The “something” was not, at first, economic, though the Government provided no training for the veteran who had not been injured in service. Some guessed the trouble was that the “homefolks themselves had grown tired of the war before the boys came back.” Some thought it was all due to their own disgust “with the prattle about ideals.” But above all, for the first time in U.S. history the veteran found himself mocked by his countrymen as a sucker who had fought in vain.

Members of the newly formed American Legion reacted by plunging into a crusade for “Americanism.” Not bonuses but the “Bolshevist peril” became “the cement which held the Legion together.” Labor became “the target for [the Legionnaire’s] marked dislike of slackers, saboteurs, profiteers of labor, foreigners, and no-damn-goods in general. . . . The local post became a political machine on the Tammany model . . . plumping for ‘heroes in elective office’ and often strong-arming its enemies out of town.” Only when Legion membership began to dwindle did Legion chiefs revive interest by starting the long fight for the bonus.

Clean Slate?

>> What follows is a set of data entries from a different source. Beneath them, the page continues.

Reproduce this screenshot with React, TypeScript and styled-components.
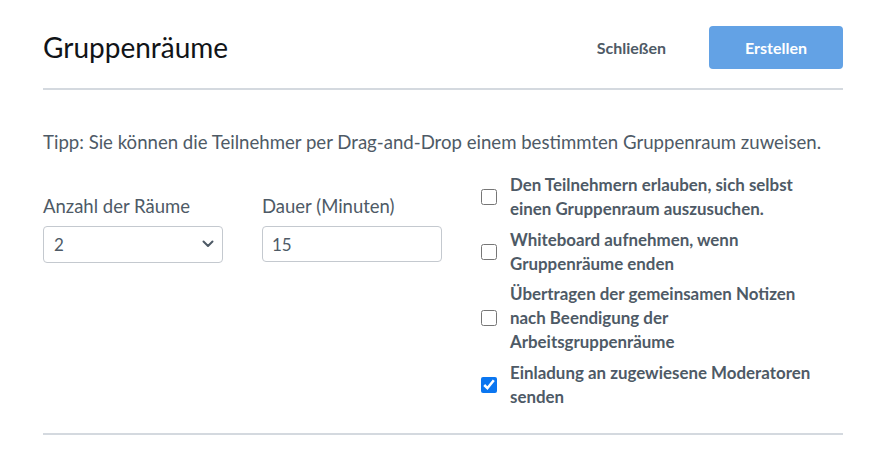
import React from 'react'
import styled, { createGlobalStyle } from 'styled-components'

const GlobalStyle = createGlobalStyle`
  html, body {
    margin: 0;
    padding: 0;
    background: #ffffff;
  }
  body {
    font-family: Lato, 'Liberation Sans', sans-serif;
    color: #4e5a66;
  }
`

const Modal = styled.div`
  width: 886px;
  box-sizing: border-box;
  padding: 26px 43px 0;
`

const Header = styled.div`
  display: flex;
  flex-flow: row nowrap;
  justify-content: space-between;
  align-items: center;
  padding-bottom: 19px;
  border-bottom: 2px solid #d4d9df;
`

const Title = styled.h1`
  margin: 0;
  font-size: 28px;
  font-weight: 400;
  color: #111418;
  line-height: 43px;
`

const Actions = styled.div`
  display: flex;
  align-items: center;
  gap: 43px;
`

const Button = styled.button<{ $primary?: boolean }>`
  font-family: inherit;
  font-size: 16px;
  font-weight: 700;
  height: 43px;
  border: none;
  border-radius: 4px;
  cursor: pointer;
  padding: ${({ $primary }) => ($primary ? '0 36px' : '0')};
  width: ${({ $primary }) => ($primary ? '134px' : 'auto')};
  background: ${({ $primary }) => ($primary ? '#63a2e5' : 'transparent')};
  color: ${({ $primary }) => ($primary ? '#ffffff' : '#4e5a66')};
`

const Body = styled.div`
  padding: 40px 0 24px;
  border-bottom: 2px solid #d4d9df;
`

const Tip = styled.p`
  margin: 0 0 19px;
  font-size: 18.6px;
  line-height: 24px;
`

const FormRow = styled.div`
  display: grid;
  grid-template-columns: 180px 180px 1fr;
  column-gap: 39px;
  align-items: start;
`

const Field = styled.label`
  display: flex;
  flex-flow: column nowrap;
  gap: 8px;
  margin-top: 21px;
`

const FieldLabel = styled.span`
  font-size: 18.5px;
  line-height: 24px;
`

const SelectWrap = styled.div`
  position: relative;
  height: 37px;
`

const Select = styled.select`
  appearance: none;
  width: 100%;
  height: 37px;
  box-sizing: border-box;
  border: 1px solid #c4c9cf;
  border-radius: 4px;
  padding: 0 10px;
  font-family: inherit;
  font-size: 17px;
  color: #4e5a66;
  background: #ffffff;
`

const Chevron = styled.svg`
  position: absolute;
  right: 9px;
  top: 14px;
  pointer-events: none;
`

const TextInput = styled.input`
  width: 100%;
  height: 36px;
  box-sizing: border-box;
  border: 1px solid #c4c9cf;
  border-radius: 4px;
  padding: 0 9px;
  font-family: inherit;
  font-size: 17px;
  color: #4e5a66;
`

const CheckList = styled.div`
  display: flex;
  flex-flow: column nowrap;
  gap: 6.5px;
`

const CheckItem = styled.label`
  display: flex;
  align-items: center;
  gap: 13px;
`

const Checkbox = styled.input`
  width: 16px;
  height: 16px;
  margin: 0;
  flex: none;
  accent-color: #0b76f0;
`

const CheckText = styled.span`
  font-size: 16.9px;
  font-weight: 700;
  line-height: 24px;
  max-width: 310px;
`

const options = [
  { text: 'Den Teilnehmern erlauben, sich selbst einen Gruppenraum auszusuchen.', checked: false },
  { text: 'Whiteboard aufnehmen, wenn Gruppenräume enden', checked: false },
  { text: 'Übertragen der gemeinsamen Notizen nach Beendigung der Arbeitsgruppenräume', checked: false },
  { text: 'Einladung an zugewiesene Moderatoren senden', checked: true },
]

const App = () => {
  return (
    <Modal>
      <GlobalStyle />
      <Header>
        <Title>Gruppenräume</Title>
        <Actions>
          <Button>Schließen</Button>
          <Button $primary>Erstellen</Button>
        </Actions>
      </Header>
      <Body>
        <Tip>Tipp: Sie können die Teilnehmer per Drag-and-Drop einem bestimmten Gruppenraum zuweisen.</Tip>
        <FormRow>
          <Field>
            <FieldLabel>Anzahl der Räume</FieldLabel>
            <SelectWrap>
              <Select defaultValue="2">
                {[2, 3, 4, 5, 6, 7, 8].map((n) => (
                  <option key={n} value={n}>
                    {n}
                  </option>
                ))}
              </Select>
              <Chevron width="12" height="8" viewBox="0 0 12 8">
                <path d="M1.5 1.5 L6 6 L10.5 1.5" fill="none" stroke="#4e5a66" strokeWidth="2" strokeLinecap="round" strokeLinejoin="round" />
              </Chevron>
            </SelectWrap>
          </Field>
          <Field>
            <FieldLabel>Dauer (Minuten)</FieldLabel>
            <TextInput type="number" defaultValue={15} />
          </Field>
          <CheckList>
            {options.map((opt, index) => (
              <CheckItem key={index}>
                <Checkbox type="checkbox" defaultChecked={opt.checked} />
                <CheckText>{opt.text}</CheckText>
              </CheckItem>
            ))}
          </CheckList>
        </FormRow>
      </Body>
    </Modal>
  )
}

export default App
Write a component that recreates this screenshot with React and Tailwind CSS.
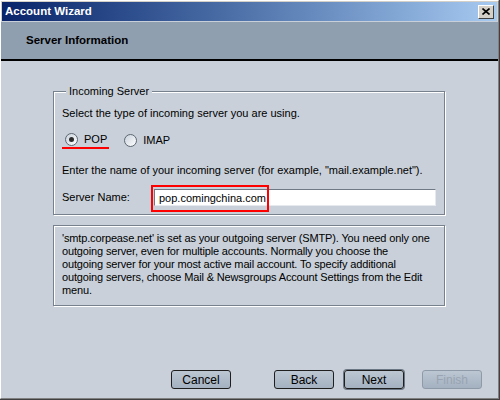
import React, { useState } from 'react';

const Radio = ({ checked }) => (
  <span className="w-[13px] h-[13px] rounded-full border border-[#5d6773] bg-linear-to-br from-[#c9d2dc] to-[#ffffff] flex items-center justify-center shrink-0">
    {checked && <span className="w-[5px] h-[5px] rounded-full bg-[#2b2b2b]" />}
  </span>
);

const WizButton = ({ children, focused, disabled }) => (
  <button
    disabled={disabled}
    className={`w-[60px] h-[19px] rounded-[3px] border text-[12px] leading-none flex items-center justify-center bg-linear-to-b from-[#bcc7d3] to-[#a4b1c0] ${
      disabled
        ? 'border-[#8f9aa8] text-[#98a4b2]'
        : 'border-[#1f1f1f] text-black'
    } ${focused ? 'shadow-[0_0_0_1px_#6b7684]' : ''}`}
  >
    {children}
  </button>
);

const noteLines = [
  "'smtp.corpease.net' is set as your outgoing server (SMTP). You need only one",
  'outgoing server, even for multiple accounts. Normally you choose the',
  'outgoing server for your most active mail account. To specify additional',
  'outgoing servers, choose Mail & Newsgroups Account Settings from the Edit',
  'menu.',
];

const App = () => {
  const [server, setServer] = useState('pop.comingchina.com');
  const [type, setType] = useState('pop');

  return (
    <div className="w-[500px] h-[400px] bg-[#d4d0c8] border-r border-b border-[#404040] font-['Liberation_Sans',Arial,sans-serif] text-[11px] text-black">
      <div className="w-full h-full border-t border-l border-white border-r border-b border-r-[#808080] border-b-[#808080] flex flex-col">
        {/* title bar */}
        <div className="h-[19px] mx-[1px] mt-[1px] bg-linear-to-r from-[#0a246a] to-[#a6caf0] flex items-center pl-[3px] pr-[3px]">
          <span className="text-white font-bold text-[11.5px] leading-none">Account Wizard</span>
          <button className="ml-auto w-[16px] h-[14px] bg-[#d4d0c8] border border-t-white border-l-white border-r-[#404040] border-b-[#404040] flex items-center justify-center">
            <svg width="8" height="7" viewBox="0 0 8 7">
              <path d="M0.5 0.5 L7.5 6.5 M7.5 0.5 L0.5 6.5" stroke="#000" strokeWidth="1.6" />
            </svg>
          </button>
        </div>

        {/* page header */}
        <div className="h-[40px] bg-[#909fb0] border-t border-[#c8cfd8] border-b-2 border-b-black flex items-center pl-[25px]">
          <span className="font-bold text-[11.5px]">Server Information</span>
        </div>

        {/* page body */}
        <div className="flex-1 bg-[#c9d0d9] flex flex-col">
          <fieldset className="mt-[23px] ml-[52px] w-[392px] border border-[#77818d] shadow-[inset_1px_1px_0_#fff,1px_1px_0_#fff] px-[8px] pt-[8px] pb-[8px]">
            <legend className="ml-[4px] px-[3px] leading-[14px] bg-[#c9d0d9]">Incoming Server</legend>
            <div className="leading-[14px]">Select the type of incoming server you are using.</div>

            <div className="mt-[12px] flex items-center">
              <label
                className="flex items-center gap-[6px] pl-[3px] pr-[2px] h-[17px] border-b-2 border-[#ff0000]"
                onClick={() => setType('pop')}
              >
                <Radio checked={type === 'pop'} />
                <span className="leading-none">POP</span>
              </label>
              <label className="flex items-center gap-[6px] ml-[15px] h-[17px]" onClick={() => setType('imap')}>
                <Radio checked={type === 'imap'} />
                <span className="leading-none">IMAP</span>
              </label>
            </div>

            <div className="mt-[14px] leading-[14px]">
              Enter the name of your incoming server (for example, "mail.example.net").
            </div>

            <div className="mt-[12px] flex items-center">
              <span className="w-[92px]">Server Name:</span>
              <div className="relative flex-1">
                <input
                  value={server}
                  onChange={(e) => setServer(e.target.value)}
                  className="w-full h-[17px] bg-white border border-t-[#6f7985] border-l-[#6f7985] border-r-[#e6e9ee] border-b-[#e6e9ee] px-[4px] text-[11px] outline-none"
                />
                <div className="absolute left-[-3px] top-[-4px] w-[118px] h-[27px] border-2 border-[#ff0000] pointer-events-none" />
              </div>
            </div>
          </fieldset>

          <div className="mt-[10px] ml-[52px] w-[392px] border border-[#77818d] shadow-[inset_1px_1px_0_#fff,1px_1px_0_#fff] px-[8px] pt-[6px] pb-[8px] leading-[13px] tracking-[-0.15px]">
            {noteLines.map((line) => (
              <div key={line} className="whitespace-nowrap">{line}</div>
            ))}
          </div>

          <div className="mt-auto pb-[9px] flex">
            <div className="ml-[170px]"><WizButton>Cancel</WizButton></div>
            <div className="ml-[43px]"><WizButton>Back</WizButton></div>
            <div className="ml-[10px]"><WizButton focused>Next</WizButton></div>
            <div className="ml-[18px]"><WizButton disabled>Finish</WizButton></div>
          </div>
        </div>
      </div>
    </div>
  );
};

export default App;
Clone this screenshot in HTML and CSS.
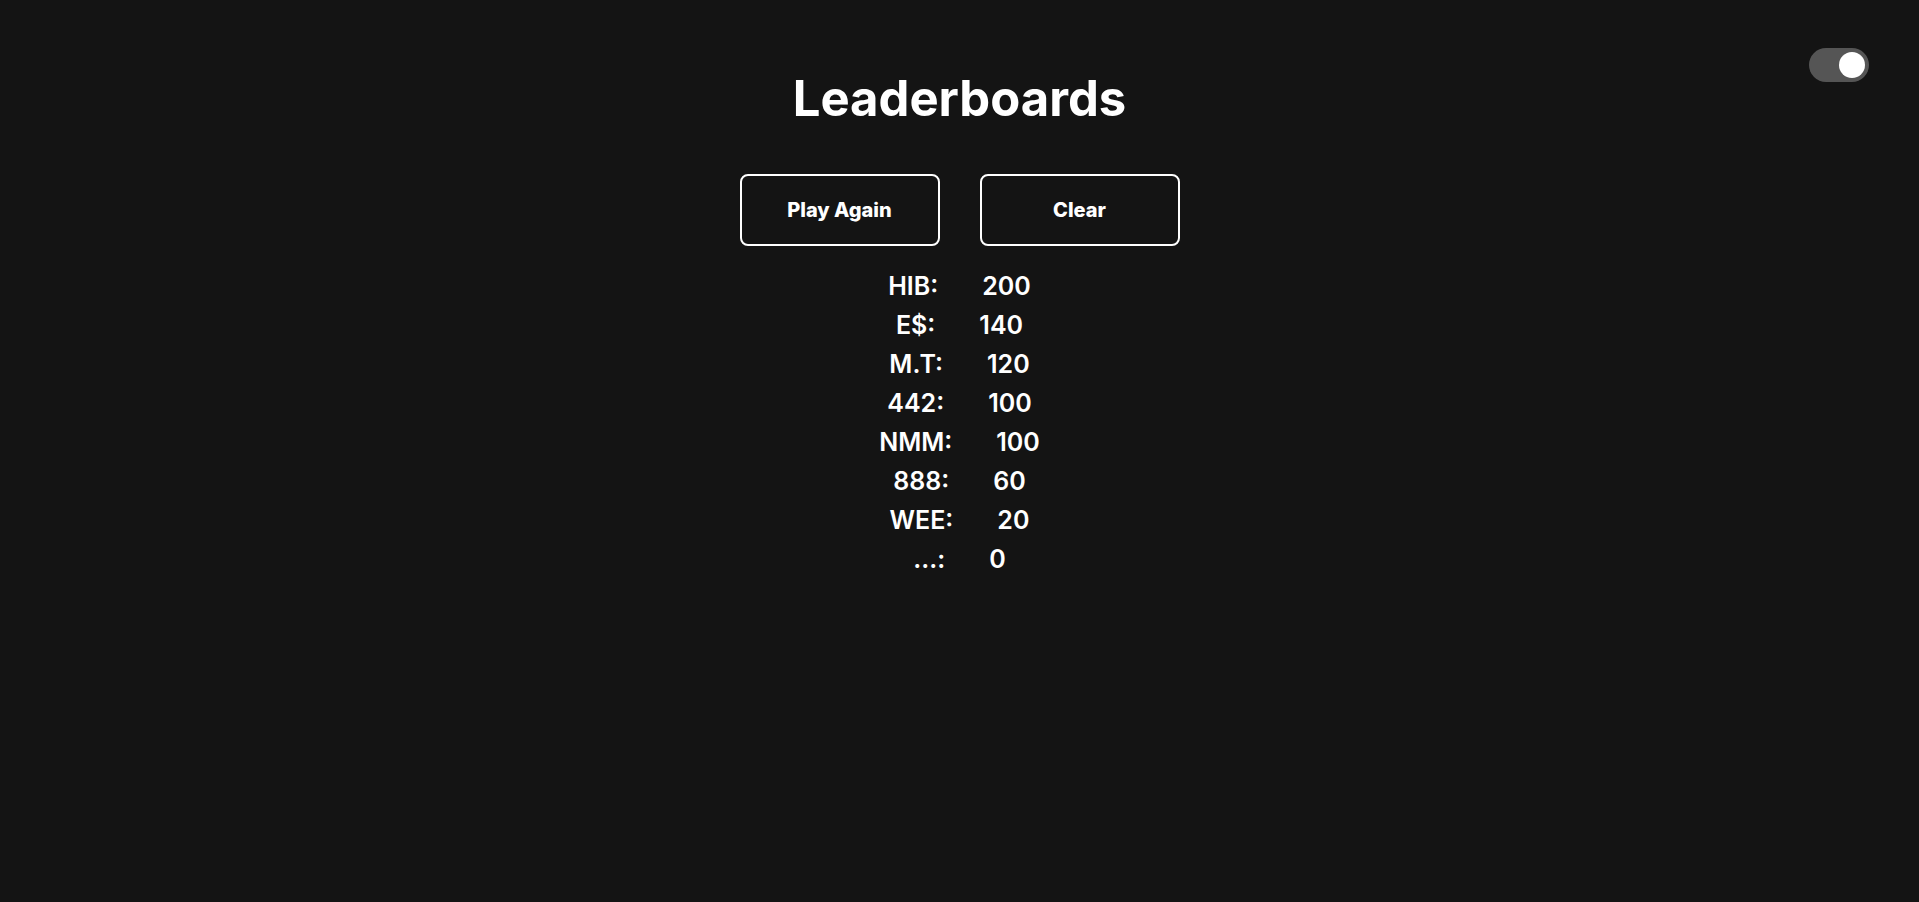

Today, reports Author Wecter, “the number of Americans eligible for some kind of veteran’s or veteran’s dependents’ benefits is approaching a majority of the population.” His solution for the gigantic problem thus posed: “Let Uncle Sam help the veteran early and promptly, equip him by training to get as good or a better job than before, leave him with unemployment insurance, and then (unless a high degree of service-incurred disability remains) wipe the slate of obligation clean.”